Her film animations have screened at film festivals in more than 30 cities in over 15 countries in the past year and a half. She just received her eighth award this November at the 24th International Stockholm Film Festival for “Best Short Film” for her recent animated film Tears of Inge.

Her first major award was for “Best Animation Film” in August 2012 at the Montreal World Film Festival for another short, Tengri, which she made for a class at Concordia.

“I was really surprised,” Telengut said of her film’s glowing reception at the acclaimed festival. “I don’t know, I just feel like my technique takes way too long, it takes way too much energy and time.”

Telengut kept her work within the Concordia sphere when she first began her undergraduate career, but quickly entered festival circles as she saw her work being shown at exhibits and screenings elsewhere in Canada.

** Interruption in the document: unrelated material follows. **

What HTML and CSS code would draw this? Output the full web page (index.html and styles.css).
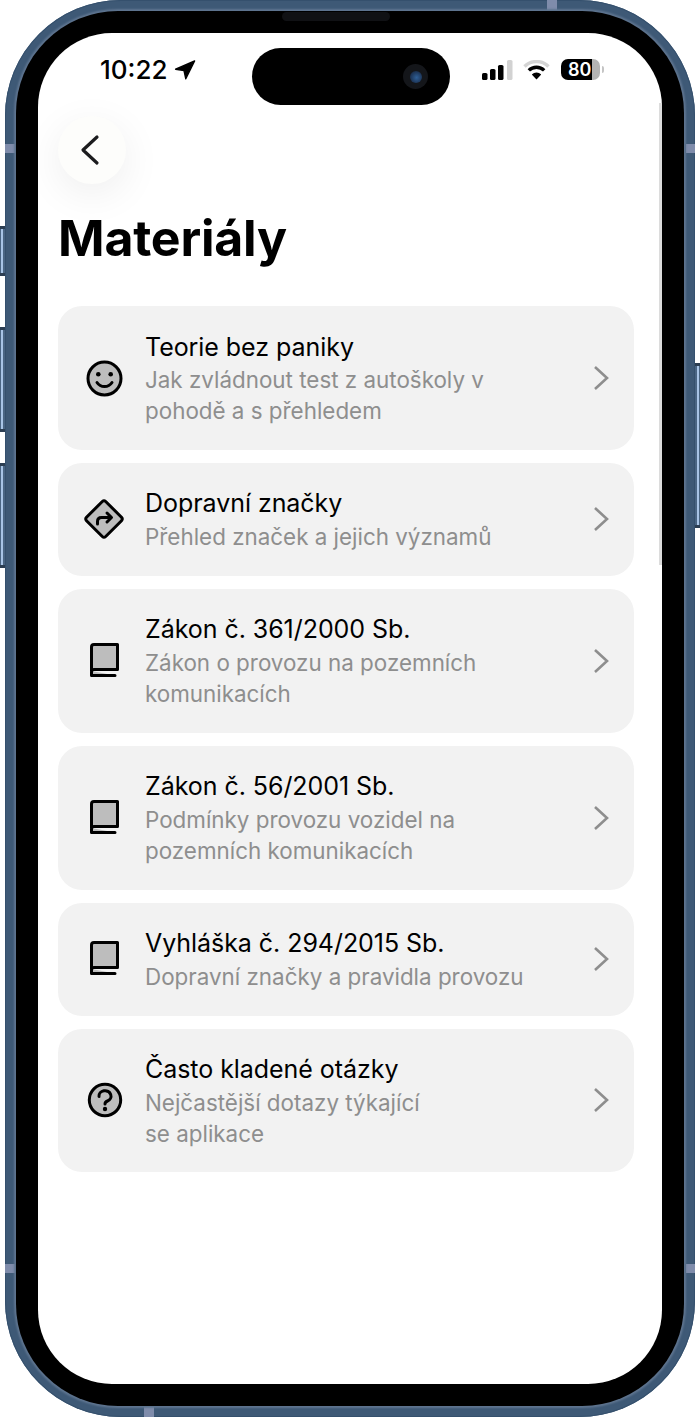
FILE: index.html
```html
<!DOCTYPE html>
<html lang="cs">
<head>
<meta charset="utf-8">
<title>Materiály</title>
<link rel="stylesheet" href="styles.css">
</head>
<body>
<div class="device">
  <span class="side side-l1"></span>
  <span class="side side-l2"></span>
  <span class="side side-l3"></span>
  <span class="side side-r1"></span>
  <div class="phone">
    <span class="band band-top"></span>
    <span class="band band-bottom"></span>
    <span class="band band-l1"></span>
    <span class="band band-l2"></span>
    <span class="band band-r1"></span>
    <span class="band band-r2"></span>
    <div class="bezel">
      <span class="speaker"></span>
      <div class="screen">
        <span class="edge"></span>
        <header class="status">
          <div class="status-left">
            <span class="time">10:22</span>
            <svg class="loc" width="22" height="20" viewBox="0 0 22 20"><path d="M20.6 1 L1.6 9.2 L10 10.6 L11.8 18.8 Z" fill="#000" stroke="#000" stroke-width="1.4" stroke-linejoin="round"/></svg>
          </div>
          <div class="island">
            <span class="camera"><span class="lens"></span></span>
          </div>
          <div class="status-right">
            <svg width="31" height="20" viewBox="0 0 31 20"><rect x="0" y="13" width="5.5" height="7" rx="1.6" fill="#000"/><rect x="8" y="9" width="5.5" height="11" rx="1.6" fill="#000"/><rect x="16" y="5" width="5.5" height="15" rx="1.6" fill="#000"/><rect x="25" y="0" width="5.5" height="20" rx="1.6" fill="#d2d2d2"/></svg>
            <svg class="wifi" width="27" height="20" viewBox="0 0 27 20"><path d="M1.5 6.5 A17 17 0 0 1 25.5 6.5" fill="none" stroke="#d4d4d4" stroke-width="3.4"/><path d="M5.8 10.4 A11 11 0 0 1 21.2 10.4" fill="none" stroke="#000" stroke-width="3.4"/><path d="M13.5 19.6 L8.8 14.4 A7 7 0 0 1 18.2 14.4 Z" fill="#000"/></svg>
            <span class="battery"><span class="batt-num">80</span></span>
          </div>
        </header>

        <button class="back" type="button" aria-label="Zpět">
          <svg width="20" height="32" viewBox="0 0 20 32"><path d="M17 3 L3 16 L17 29" fill="none" stroke="#1c1c1e" stroke-width="3.2" stroke-linecap="round" stroke-linejoin="round"/></svg>
        </button>

        <h1 class="title">Materiály</h1>

        <ul class="list">
          <li class="card">
            <svg class="icon" width="40" height="40" viewBox="0 0 40 40"><circle cx="20.5" cy="20.5" r="16.5" fill="#bdbdbd" stroke="#000" stroke-width="3"/><circle cx="14.3" cy="16.3" r="2.3" fill="#000"/><circle cx="26.7" cy="16.3" r="2.3" fill="#000"/><path d="M13 24.5 A9 9 0 0 0 28 24.5" fill="none" stroke="#000" stroke-width="3" stroke-linecap="round"/></svg>
            <div class="text">
              <div class="name">Teorie bez paniky</div>
              <div class="desc">Jak zvládnout test z autoškoly v<br>pohodě a s přehledem</div>
            </div>
            <svg class="chev" width="16" height="26" viewBox="0 0 16 26"><path d="M2 2 L14 13 L2 24" fill="none" stroke="#8e8e8e" stroke-width="2.6"/></svg>
          </li>
          <li class="card">
            <svg class="icon" width="40" height="40" viewBox="0 0 40 40"><path d="M18.3 2.5 Q20 1 21.7 2.5 L37.5 18.3 Q39 20 37.5 21.7 L21.7 37.5 Q20 39 18.3 37.5 L2.5 21.7 Q1 20 2.5 18.3 Z" fill="#bdbdbd" stroke="#000" stroke-width="3" stroke-linejoin="round"/><path d="M13.5 25 V22.5 Q13.5 18.5 17.5 18.5 H27 M23 14 L27.5 18.5 L23 23" fill="none" stroke="#000" stroke-width="3" stroke-linecap="round" stroke-linejoin="round"/></svg>
            <div class="text">
              <div class="name">Dopravní značky</div>
              <div class="desc">Přehled značek a jejich významů</div>
            </div>
            <svg class="chev" width="16" height="26" viewBox="0 0 16 26"><path d="M2 2 L14 13 L2 24" fill="none" stroke="#8e8e8e" stroke-width="2.6"/></svg>
          </li>
          <li class="card">
            <svg class="icon" width="40" height="40" viewBox="0 0 40 40"><path d="M7.5 30 V6 Q7.5 3.5 10 3.5 H33.5 V28.5 H10 Q7.5 28.5 7.5 31 V34.5 H31" fill="#bdbdbd" stroke="#000" stroke-width="3" stroke-linejoin="round" stroke-linecap="round"/></svg>
            <div class="text">
              <div class="name">Zákon č. 361/2000 Sb.</div>
              <div class="desc">Zákon o provozu na pozemních<br>komunikacích</div>
            </div>
            <svg class="chev" width="16" height="26" viewBox="0 0 16 26"><path d="M2 2 L14 13 L2 24" fill="none" stroke="#8e8e8e" stroke-width="2.6"/></svg>
          </li>
          <li class="card">
            <svg class="icon" width="40" height="40" viewBox="0 0 40 40"><path d="M7.5 30 V6 Q7.5 3.5 10 3.5 H33.5 V28.5 H10 Q7.5 28.5 7.5 31 V34.5 H31" fill="#bdbdbd" stroke="#000" stroke-width="3" stroke-linejoin="round" stroke-linecap="round"/></svg>
            <div class="text">
              <div class="name">Zákon č. 56/2001 Sb.</div>
              <div class="desc">Podmínky provozu vozidel na<br>pozemních komunikacích</div>
            </div>
            <svg class="chev" width="16" height="26" viewBox="0 0 16 26"><path d="M2 2 L14 13 L2 24" fill="none" stroke="#8e8e8e" stroke-width="2.6"/></svg>
          </li>
          <li class="card">
            <svg class="icon" width="40" height="40" viewBox="0 0 40 40"><path d="M7.5 30 V6 Q7.5 3.5 10 3.5 H33.5 V28.5 H10 Q7.5 28.5 7.5 31 V34.5 H31" fill="#bdbdbd" stroke="#000" stroke-width="3" stroke-linejoin="round" stroke-linecap="round"/></svg>
            <div class="text">
              <div class="name">Vyhláška č. 294/2015 Sb.</div>
              <div class="desc">Dopravní značky a pravidla provozu</div>
            </div>
            <svg class="chev" width="16" height="26" viewBox="0 0 16 26"><path d="M2 2 L14 13 L2 24" fill="none" stroke="#8e8e8e" stroke-width="2.6"/></svg>
          </li>
          <li class="card">
            <svg class="icon" width="40" height="40" viewBox="0 0 40 40"><circle cx="21" cy="20" r="15.7" fill="#bdbdbd" stroke="#000" stroke-width="3"/><path d="M15 16.5 A6 5.4 0 1 1 23.5 21 Q21 22 21 24" fill="none" stroke="#000" stroke-width="3" stroke-linecap="round"/><circle cx="21" cy="29" r="2.2" fill="#000"/></svg>
            <div class="text">
              <div class="name">Často kladené otázky</div>
              <div class="desc">Nejčastější dotazy týkající<br>se aplikace</div>
            </div>
            <svg class="chev" width="16" height="26" viewBox="0 0 16 26"><path d="M2 2 L14 13 L2 24" fill="none" stroke="#8e8e8e" stroke-width="2.6"/></svg>
          </li>
        </ul>
      </div>
    </div>
  </div>
</div>
</body>
</html>
```

FILE: styles.css
```css
* { box-sizing: border-box; }
html, body { margin: 0; padding: 0; background: #fff; }
body { width: 700px; height: 1418px; overflow: hidden; font-family: Inter, "Liberation Sans", sans-serif; color: #000; }

.device { position: relative; width: 700px; height: 1417px; padding: 0 5px; }
.phone {
  position: relative;
  height: 1417px;
  padding: 11px;
  border-radius: 116px;
  background: #3e5976;
  box-shadow: inset 0 0 0 1px #35506d;
}
.bezel {
  position: relative;
  height: 100%;
  padding: 22px;
  border-radius: 102px;
  background: #000;
  box-shadow: 0 0 2px 2px #5f7590;
}
.screen {
  position: relative;
  height: 100%;
  border-radius: 74px;
  background: #fff;
  overflow: hidden;
}

/* device hardware, laid over the frame */
.side { position: absolute; width: 5px; background: linear-gradient(90deg, #4a6583 0 1px, #a8c4e6 1px 3.5px, #4a6583 3.5px); border-top: 3px solid #2c3e52; border-bottom: 3px solid #2c3e52; }
.side-l1 { left: 0; top: 226px; height: 50px; }
.side-l2 { left: 0; top: 327px; height: 105px; }
.side-l3 { left: 0; top: 463px; height: 105px; }
.side-r1 { right: 0; top: 363px; height: 165px; background: linear-gradient(270deg, #4a6583 0 1px, #a8c4e6 1px 3.5px, #4a6583 3.5px); }
.band { position: absolute; background: #7f8cab; }
.band-top { left: 542px; top: 0; width: 10px; height: 10px; }
.band-bottom { left: 139px; bottom: 0; width: 10px; height: 10px; }
.band-l1 { left: 0; top: 144px; width: 10px; height: 9px; }
.band-l2 { left: 0; top: 1264px; width: 10px; height: 9px; }
.band-r1 { right: 0; top: 144px; width: 9px; height: 9px; }
.band-r2 { right: 0; top: 1264px; width: 9px; height: 9px; }
.speaker { position: absolute; left: 266px; top: 1px; width: 108px; height: 9px; border-radius: 5px; background: #101114; }
.edge { position: absolute; right: 0; top: 70px; width: 3px; height: 462px; background: #dcdcdc; }

/* status bar */
.status { display: flex; height: 72px; padding-top: 15px; }
.status-left { width: 214px; padding: 6px 0 0 62px; display: flex; align-items: flex-start; gap: 6px; }
.time { font-size: 26px; line-height: 32px; font-weight: 500; }
.loc { margin-top: 6px; }
.island { width: 198px; height: 57px; border-radius: 29px; background: #000; display: flex; align-items: center; justify-content: flex-end; padding-right: 22px; }
.camera { width: 25px; height: 25px; border-radius: 50%; background: #14161a; display: flex; align-items: center; justify-content: center; }
.lens { width: 12px; height: 12px; border-radius: 50%; background: radial-gradient(circle at 55% 55%, #2f5f96, #1a2f4e 70%); }
.status-right { flex: 1; padding: 12px 0 0 32px; display: flex; align-items: flex-start; gap: 10px; }
.wifi + .battery { margin-left: 1px; }
.battery { position: relative; width: 39px; height: 21px; border-radius: 7px; background: linear-gradient(90deg, #000 80%, #b4b4b4 80%); color: #fff; font-size: 18px; font-weight: 600; line-height: 21px; padding-left: 7px; margin-top: -1px; }
.batt-num { display: block; }
.battery::after { content: ""; position: absolute; right: -4px; top: 7px; width: 2px; height: 7px; border-radius: 0 2px 2px 0; background: #c4c4c4; }

/* header */
.back {
  display: flex; align-items: center; justify-content: center;
  width: 68px; height: 68px; margin: 11px 0 0 20px; padding: 0 4px 0 0;
  border: 0; border-radius: 50%; background: #fdfdfb;
  box-shadow: 0 10px 40px rgba(0, 0, 0, 0.07);
}
.title { margin: 24px 0 0 20px; font-size: 50px; line-height: 60px; font-weight: 700; letter-spacing: -0.2px; }

/* list */
.list { list-style: none; display: flex; flex-direction: column; gap: 13px; width: 576px; margin: 38px 0 0 20px; padding: 0; }
.card { display: flex; align-items: center; padding: 23.5px 25px 23.5px 26px; border-radius: 24px; background: #f2f2f2; }
.icon { flex: none; }
.text { flex: 1; margin-left: 21px; }
.name { font-size: 25px; line-height: 34.9px; font-weight: 400; letter-spacing: -0.05px; }
.desc { font-size: 22.4px; line-height: 31px; color: #8e8e8e; }
.chev { flex: none; }
```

“[One of my] films was presented at an anthropology conference in Vancouver,” Telengut said. “And I realized, ‘Wow, my films are doing something.’”

Telengut, who hails from Mongolia, arrived in Canada in 2008 and began her studies at Concordia in 2009, with the hope of becoming a painter.

However, the persistence of her parents to pursue a safer career with a more guaranteed income (an all-too-common sentiment of arts students’ parents) landed her in the film animation program, from which she graduated in 2012. She’s now pursuing a Master of Fine Arts in studio arts at Concordia’s Mel Hoppenheim School of Cinema.

Art Grows From the Roots

Telengut’s roots as a painter are still apparent in her animated films, as paint remains the primary medium for her creations.

But other backgrounds come through in Telengut’s films as well—the 24-year-old’s Mongolian culture and ancestry played a vital role in the creation of both Tears of Inge and Tengri, as old Mongolian tales inspired both.

Tears of Inge is based on a Mongolian nomadic story which Telengut’s grandmother, who lived a nomadic lifestyle in the past, told her when she was younger.

In the four-minute film, which Telengut painted frame by frame, she abstractly tells the story of how mother camels reject their babies after giving a painful birth, and how Mongolian nomads sing and play songs to the mother camels to encourage them to accept and take back their babies.

This ritual between camels and nomads is a real occurrence, which Telengut further researched for her piece, adding to her initial knowledge of the practice from her grandmother’s stories.

“When I was younger, when I was a teenager [I heard the stories]. But at the time, I didn’t think it was a big deal,” Telengut said.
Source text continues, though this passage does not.